Lain di Lembor, lain pula di Kandeman. Sebelum berangkat ke NTT, saya bertemu Cayadi, petani paruh baya dari Kecamatan Kandeman, Kabupaten Batang, Jawa Tengah dalam satu unjuk rasa di kawasan MH Thamrin, Jakarta Pusat. Dia melakukan aksinya di depan kantor
Kedutaan Besar Jepang bersama para petani dan aktivis lingkungan lainnya. Jaket hitam dan peci bulat berwarna putih dipakainya pada siang itu. Tangan kanannya memegang alat pengeras suara.
“Saya memohon Jepang jangan mencairkan uangnya. Kami sudah disengsarakan,” kata Cayadi. “Apa pun alasannya, warga tetap menolak pembangunan PLTU.”
Masalah Cayadi mungkin serupa tapi tak sama dengan Kornelis Anto. Di Kabupaten Batang, pemerintah meloloskan pembangunan Pembangkit Listrik Tenaga Uap (PLTU) sejak 2011 lalu.

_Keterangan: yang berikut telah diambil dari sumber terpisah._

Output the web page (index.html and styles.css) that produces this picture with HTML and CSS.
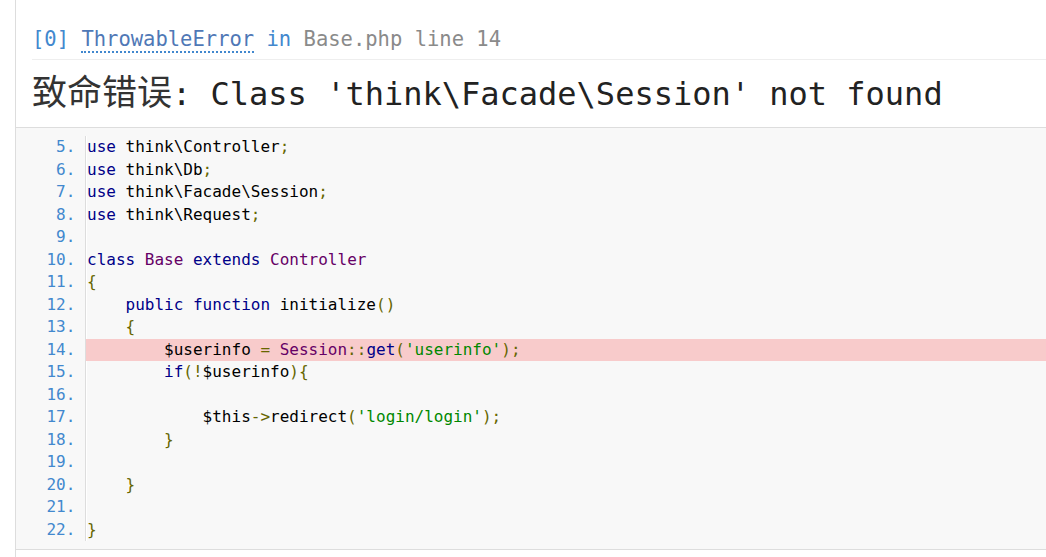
FILE: index.html
```html
<!DOCTYPE html>
<html lang="zh-CN">
<head>
<meta charset="utf-8">
<title>系统发生错误</title>
<link rel="stylesheet" href="styles.css">
</head>
<body>
<div class="page">
  <div class="exception">
    <div class="message">
      <h2>[0] <abbr title="think\exception\ThrowableError">ThrowableError</abbr> in <a class="toggle" title="application/index/controller/Base.php line 14">Base.php line 14</a></h2>
      <h1><span class="cjk">致命错误</span>: Class 'think\Facade\Session' not found</h1>
    </div>
    <div class="source-code">
      <pre class="prettyprint"><ol start="5"><li><code><span class="kwd">use</span><span class="pln"> think\Controller</span><span class="pun">;</span></code></li><li><code><span class="kwd">use</span><span class="pln"> think\Db</span><span class="pun">;</span></code></li><li><code><span class="kwd">use</span><span class="pln"> think\Facade\Session</span><span class="pun">;</span></code></li><li><code><span class="kwd">use</span><span class="pln"> think\Request</span><span class="pun">;</span></code></li><li><code> </code></li><li><code><span class="kwd">class</span><span class="pln"> </span><span class="typ">Base</span><span class="pln"> </span><span class="kwd">extends</span><span class="pln"> </span><span class="typ">Controller</span></code></li><li><code><span class="pun">{</span></code></li><li><code><span class="pln">    </span><span class="kwd">public</span><span class="pln"> </span><span class="kwd">function</span><span class="pln"> initialize</span><span class="pun">()</span></code></li><li><code><span class="pln">    </span><span class="pun">{</span></code></li><li class="line-error"><code><span class="pln">        $userinfo </span><span class="pun">=</span><span class="pln"> </span><span class="typ">Session</span><span class="pun">::</span><span class="kwd">get</span><span class="pun">(</span><span class="str">'userinfo'</span><span class="pun">);</span></code></li><li><code><span class="pln">        </span><span class="kwd">if</span><span class="pun">(!</span><span class="pln">$userinfo</span><span class="pun">){</span></code></li><li><code> </code></li><li><code><span class="pln">            $this</span><span class="pun">-&gt;</span><span class="pln">redirect</span><span class="pun">(</span><span class="str">'login/login'</span><span class="pun">);</span></code></li><li><code><span class="pln">        </span><span class="pun">}</span></code></li><li><code> </code></li><li><code><span class="pln">    </span><span class="pun">}</span></code></li><li><code> </code></li><li><code><span class="pun">}</span></code></li></ol></pre>
    </div>
    <div class="trace"></div>
  </div>
</div>
</body>
</html>
```

FILE: styles.css
```css
html, body {
  margin: 0;
  padding: 0;
  overflow: hidden;
  background: #fff;
}

.page {
  padding-left: 15px;
}

.exception {
  width: 1200px;
  font-family: "DejaVu Sans Mono", "Liberation Mono", "Noto Sans CJK SC", monospace;
}

.message {
  border-left: 1px solid #ddd;
  padding: 12px 16px 15px 16px;
}

.message h2 {
  margin: 0;
  padding: 16px 0 8px;
  font-size: 20.5px;
  line-height: 23px;
  font-weight: 400;
  color: #4288ce;
  border-bottom: 1px solid #eee;
}

.message h2 abbr {
  color: #4f78b6;
  text-decoration: none;
  border-bottom: 2px dotted #4288ce;
}

.message h2 .toggle {
  color: #8a8a8a;
  text-decoration: none;
}

.message h1 {
  margin: 12px 0 0;
  height: 40px;
  font-size: 32px;
  line-height: 40px;
  font-weight: 400;
  color: #222;
}

.message h1 .cjk {
  font-family: "Noto Sans CJK SC", sans-serif;
  font-size: 35px;
  line-height: 1;
  color: #333;
}

.source-code {
  border: 1px solid #ddd;
  background: #f8f8f8;
  padding: 8px 0 8px 7px;
}

.source-code pre {
  margin: 0;
}

.source-code ol {
  margin: 0;
  padding-left: 62px;
  color: #4288ce;
  font-family: "DejaVu Sans Mono", "Liberation Mono", monospace;
  font-size: 16px;
}

.source-code li {
  height: 22.5px;
  line-height: 22.5px;
  border-left: 1px solid #ddd;
}

.source-code li.line-error {
  background: #f8cbcb;
}

.source-code code {
  display: inline-block;
  vertical-align: top;
  height: 100%;
  border-left: 1px solid #fff;
  color: #333;
  font-family: "DejaVu Sans Mono", "Liberation Mono", monospace;
  font-size: 16px;
}

.source-code li.line-error code {
  border-left-color: transparent;
}

.pln { color: #000; }
.kwd { color: #000088; }
.typ { color: #660066; }
.pun { color: #666600; }
.str { color: #008800; }

.trace {
  height: 20px;
  border-left: 1px solid #ddd;
}
```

Sebagian besar petani Kandeman kehilangan lahan garapan, sekaligus mata pencaharian mereka. Proyek yang akan berdiri di atas lahan seluas 225 hektar—menggusur area sawah produktif— itu dibangun oleh perusahaan gabungan Indonesia dan Jepang, PT Bhimasena Power Indonesia. Pembangkit listrik itu akan menjadi penghasil energi terbesar di Asia Tenggara dengan kapasitas mencapai 2x1.000 Megawatt.
Saya belajar banyak dari kedua petani itu. Namun, masalah tambang tak sekadar perubahan fungsi lahan.
Perluasan modal, saya kira, adalah bagian penting dari persoalan tambang. Ekspansi perusahaan tambang secara global, selain dipompa kapital sendiri, juga disokong penuh pembiayaan perbankan nasional dan internasional. Hal itu dipaparkan laporan terbaru Fair Finance Guide International (FFGI) dan Bank Track pada awal November.
Studi itu mengungkapkan bagaimana 75 lembaga finansial global—dengan 25 bank teratas dunia— mengucurkan sedikitnya US$931 miliar untuk pembiayaan energi fosil sepanjang 2009—2014. Ini terdiri dari sektor batu bara, minyak dan gas serta pembangkit listrik.
“Ini mengidentifikasi prioritas yang mengkhawatirkan. Bank lebih memberikan dananya ke energi kotor,” kata Alexandre Naulot, Juru Bicara FFGI.
Laporan berjudul Undermining Our Future: A Study of Banks’ Investments in Fossil Fuels and Renewable Energy membongkar bagaimana 25 lembaga keuangan terbesar asal Amerika Serikat, Uni Eropa hingga Asia, turut menyokong pengembangan bisnis energi fosil yang terjadi dalam 6 tahun terakhir. Pembiayaan itu a.l. datang dari Citigroup (U$76,45 miliar); Barclays (US$61,73 miliar); BNP Paribas (US$56,68 miliar); Deutsche Bank (US$53,01 miliar); Mitsubishi UFJ Financial (US$50,04 miliar); UBS (US$38,73 miliar); ICBC (US$27,83 miliar); ING Group (US$22,35 miliar); UniCredit (US$21,18 miliar) serta Santander (US$14,11 miliar).
FFGI dan Bank Track juga menemukan tidak adanya komitmen untuk melakukan upaya mitigasi perubahan iklim. Jika terdapat komitmen, demikian laporan tersebut, maka relatif tanpa makna, karena peningkatan pembiayaan energi fosil jauh lebih tinggi.
Diketahui, proporsi investasi untuk pembiayaan energi terbarukan secara global hanya berkisar 6%—8% sepanjang 6 tahun terakhir, sedangkan alokasi kucuran dana energi fosil mencapai 62%.